朝早く起き、当時震災対応の拠点となっていた中田薬局小佐野店で薬の準備をして、合同庁舎で情報収集し、その後避難所を回り、また薬を準備する。その繰り返しであったが、不思議と疲労感などはなかった。
それは、仲間達とみんなで力を合わせて立ち向かっていたからであり、電気やガスといったライフラインが回復するまで共同生活していたこともあり、不謹慎な言い方になるかもしれないが、充実した毎日を過ごしていたからだと思う。
避難所への対応は、他県から応援に来た薬剤師に任せて、私達は外来対応をするようになった。
その時の生活サイクルは、朝は災害拠点となっていた小佐野店に寄り、残務があれば対応し、その後自分の勤務する店舗へ出勤後外来対応をし、外来の仕事を終えてから小佐野店で翌日分の避難所の薬を準備する、そんな毎日であった。
ところで、食事やお風呂といったことはどうしていたのかと言うと、食べ物に関しては中田薬局の会長からオニギリの差し入れがあった。
炭水化物メインであったが、日々仕事に集中できるようにサポートしてもらい大変ありがたかった。
お風呂に関しては、ガスが回復するまでお湯が出ないので、身体を洗う時には水で洗っていた。
まだまだ寒い時期ではあったが、水浴びで身体を清潔にできた時の爽快感は忘れられない出来事だった。
ガソリンがない中で
私が中田薬局を選んだ理由に、サッカー監督になるという目標が関連していることは、前回ブログでも書いた。
それ以外にも、いくつか理由があったのだが、その1つに、中田薬局では在宅や配達に使用する車を借りることができ、車に関わるお金を節約できたことがあげられる。
そんなこんなで、震災発災前には社用車で通勤していたのだが、震災後はガソリンスタンドに長蛇の列ができ、なかなかガソリン補給ができないことや、いざという時のために社用車はなるべく使用しないことになった。

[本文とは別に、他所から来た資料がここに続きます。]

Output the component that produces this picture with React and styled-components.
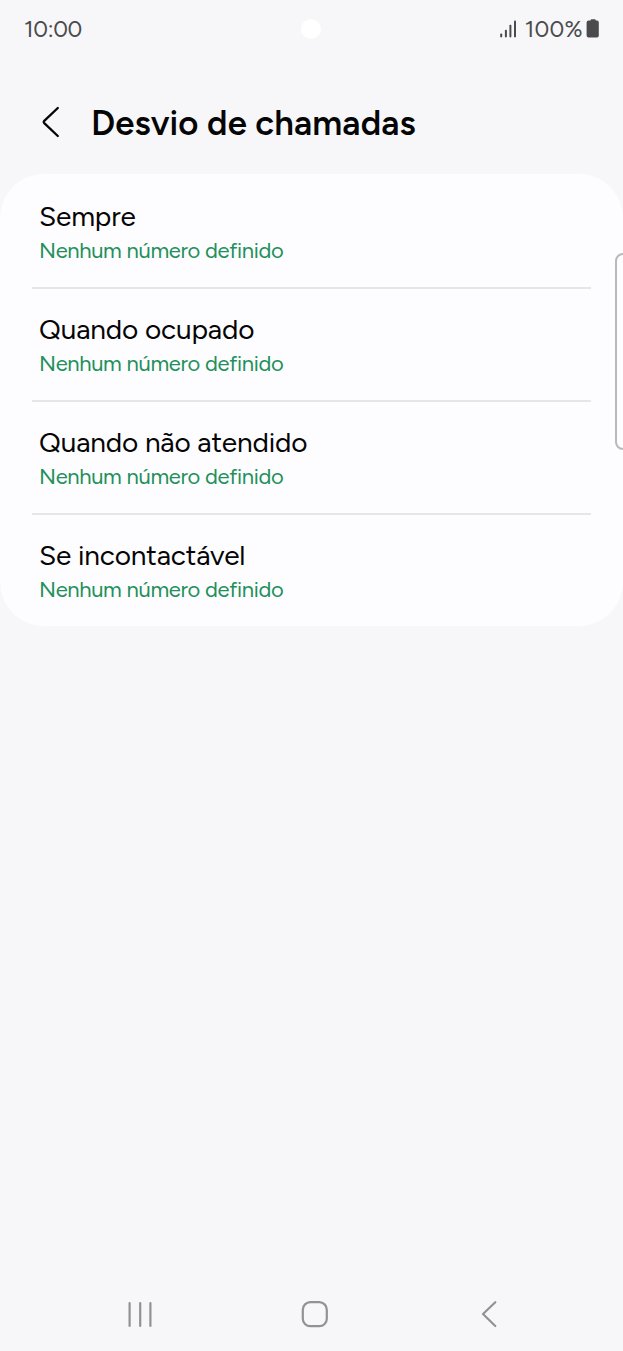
import styled, { createGlobalStyle } from "styled-components";

const GlobalStyle = createGlobalStyle`
  * {
    box-sizing: border-box;
  }

  body {
    margin: 0;
    background: #f7f7f9;
    font-family: Figtree, Inter, "Liberation Sans", sans-serif;
  }
`;

const Screen = styled.div`
  position: relative;
  display: flex;
  flex-direction: column;
  width: 623px;
  height: 1351px;
  overflow: hidden;
  background: #f7f7f9;
`;

const StatusBar = styled.div`
  display: flex;
  align-items: center;
  justify-content: space-between;
  height: 58px;
  padding: 0 23px 0 24px;
  color: #4b4b4d;
`;

const StatusText = styled.span`
  font-size: 23px;
  line-height: 28px;
  letter-spacing: ${(props) => props.$spacing};
  white-space: nowrap;
`;

const StatusRight = styled.div`
  display: flex;
  align-items: center;
`;

const SignalIcon = styled.svg`
  width: 18px;
  height: 18px;
  margin-right: 7px;
`;

const BatteryIcon = styled.svg`
  width: 14px;
  height: 20px;
  margin-left: 3px;
`;

const Camera = styled.div`
  position: absolute;
  top: 19px;
  left: 301px;
  width: 20px;
  height: 20px;
  border-radius: 50%;
  background: #ffffff;
`;

const Header = styled.header`
  display: flex;
  align-items: center;
  height: 116px;
  padding: 12px 0 0 40px;
`;

const BackIcon = styled.svg`
  width: 22px;
  height: 34px;
  margin: 0 29px 0 0;
`;

const Title = styled.h1`
  margin: 0;
  padding-top: 2px;
  color: #050506;
  font-size: 34.7px;
  font-weight: 600;
  line-height: 40px;
  letter-spacing: 0.1px;
  white-space: nowrap;
`;

const Card = styled.ul`
  margin: 0;
  padding: 0 32px;
  height: 452px;
  list-style: none;
  border-radius: 44px;
  background: #fdfdff;
`;

const Row = styled.li`
  height: 113px;
  padding: 23px 7px 0;
  border-top: 2px solid #e6e6e8;

  &:first-child {
    border-color: transparent;
  }
`;

const Label = styled.div`
  margin-bottom: 1px;
  color: #050506;
  font-size: 28px;
  line-height: 34px;
  letter-spacing: -0.15px;
  white-space: nowrap;
`;

const Value = styled.div`
  color: #23905a;
  font-size: 22px;
  line-height: 33px;
  letter-spacing: -0.35px;
  white-space: nowrap;
`;

const EdgeHandle = styled.div`
  position: absolute;
  top: 253px;
  left: 615px;
  width: 20px;
  height: 197px;
  border: 2px solid #b9b9bb;
  border-radius: 8px;
`;

const NavBar = styled.nav`
  display: flex;
  justify-content: space-between;
  align-items: center;
  height: 74px;
  margin-top: auto;
  padding: 0 119px 0 125px;
`;

const NavIcon = styled.svg`
  width: 30px;
  height: 30px;
  fill: none;
  stroke: #929294;
  stroke-width: 2.2;
  stroke-linecap: round;
  stroke-linejoin: round;
`;

const options = [
  "Sempre",
  "Quando ocupado",
  "Quando não atendido",
  "Se incontactável",
];

const App = () => {
  return (
    <Screen>
      <GlobalStyle />
      <StatusBar>
        <StatusText $spacing="-0.3px">10:00</StatusText>
        <StatusRight>
          <SignalIcon viewBox="0 0 18 18" fill="#4b4b4d">
            <rect x="0.2" y="13.4" width="2" height="4" rx="0.8" />
            <rect x="4.9" y="9.8" width="2" height="7.6" rx="0.8" />
            <rect x="9.4" y="4.8" width="2" height="12.6" rx="0.8" />
            <rect x="14" y="0.6" width="2" height="16.8" rx="0.8" />
          </SignalIcon>
          <StatusText $spacing="0.3px">100%</StatusText>
          <BatteryIcon viewBox="0 0 14 20" fill="#4b4b4d">
            <path d="M4.6 1.6V1.2Q4.6 .3 5.5 .3H8.8Q9.7 .3 9.7 1.2V1.6H11Q12.8 1.6 12.8 3.6V16.4Q12.8 18.4 11 18.4H2.6Q.6 18.4 .6 16.4V3.6Q.6 1.6 2.6 1.6Z" />
          </BatteryIcon>
        </StatusRight>
      </StatusBar>
      <Camera />
      <Header>
        <BackIcon
          viewBox="0 0 22 34"
          fill="none"
          stroke="#050506"
          strokeWidth="2.3"
          strokeLinecap="round"
          strokeLinejoin="round"
        >
          <path d="M17.8 3 4 16.2Q3.3 17 4 17.8L17.8 31" />
        </BackIcon>
        <Title>Desvio de chamadas</Title>
      </Header>
      <Card>
        {options.map((label) => (
          <Row key={label}>
            <Label>{label}</Label>
            <Value>Nenhum número definido</Value>
          </Row>
        ))}
      </Card>
      <EdgeHandle />
      <NavBar>
        <NavIcon viewBox="0 0 30 30">
          <path d="M4.6 4V27M15.2 4V27M25.4 4V27" />
        </NavIcon>
        <NavIcon viewBox="0 0 30 30">
          <rect x="2.8" y="3.2" width="24" height="24" rx="7.5" />
        </NavIcon>
        <NavIcon viewBox="0 0 30 30">
          <path d="M21.3 3.2 9 15 21.3 27" />
        </NavIcon>
      </NavBar>
    </Screen>
  );
};

export default App;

そんな背景もあり、私は家から薬局まで、片道約5km、走って通っていた。
その甲斐あって、震災前に84kgあった体重は、68kgまで減っていた。
ダイエットをしようとしていたわけではないが、減量に成功したわけである。
ちなみに、私は弱い人間なので、震災後に自転車通勤を経て、自動車通勤に戻り、それに伴い体重も戻って今にいたる。
震災後の体重減少を知る母からは、走って通勤しなさいと発破をかけられるが、便利さに慣れてしまったり、必要性に迫られないと、なかなかあの頃の生活には戻れないものだ。
つくづく自分の弱さを感じる次第である。
仕事があるということ
震災後、外来の患者さんの中には自宅が流された方、職場や船を流された方がいた。
そういった方々から、時に「薬局は仕事があって繁盛していて良いね」と言われることもあった。
そういった人々は働きたくても働けない状況であったのだが、私はただただ傾聴するしからなかった。
というのも、既に書いた通り、私自身は職場も住居も津波に流されていないので、被災者にかける言葉は見つからなかったのである。
ただただ、傾聴するしかなかったが、改めて気づかされることがあった。
それは『働けるということがいかに幸せか』ということである。
東京に実家がある私は、東日本大震災を経験したことで、東京に戻るという選択肢もあったわけだ。
私自身にはその意思はなかったものの、もしも心配した両親から帰ってくるよう言われたら、帰郷することもあったかもしれない。
それでも、そうならなかったのは、震災翌日から仕事があったからに他ならない。
そんな私の経験は、震災が落ち着いた後の外来患者対応にも活かされており、ファーマトリビューンのコラムに書いた事例につながったと思う。
(参照:
「介護があるから働きたいけど働けない」 | 薬剤師のためのメディア「ファーマトリビューン」
『社会的処方』を知っていますか? | 薬剤師のためのメディア「ファーマトリビューン」)
今回もまぁ長々と書いてきたが、明日もまた震災について書いていきたいと思う。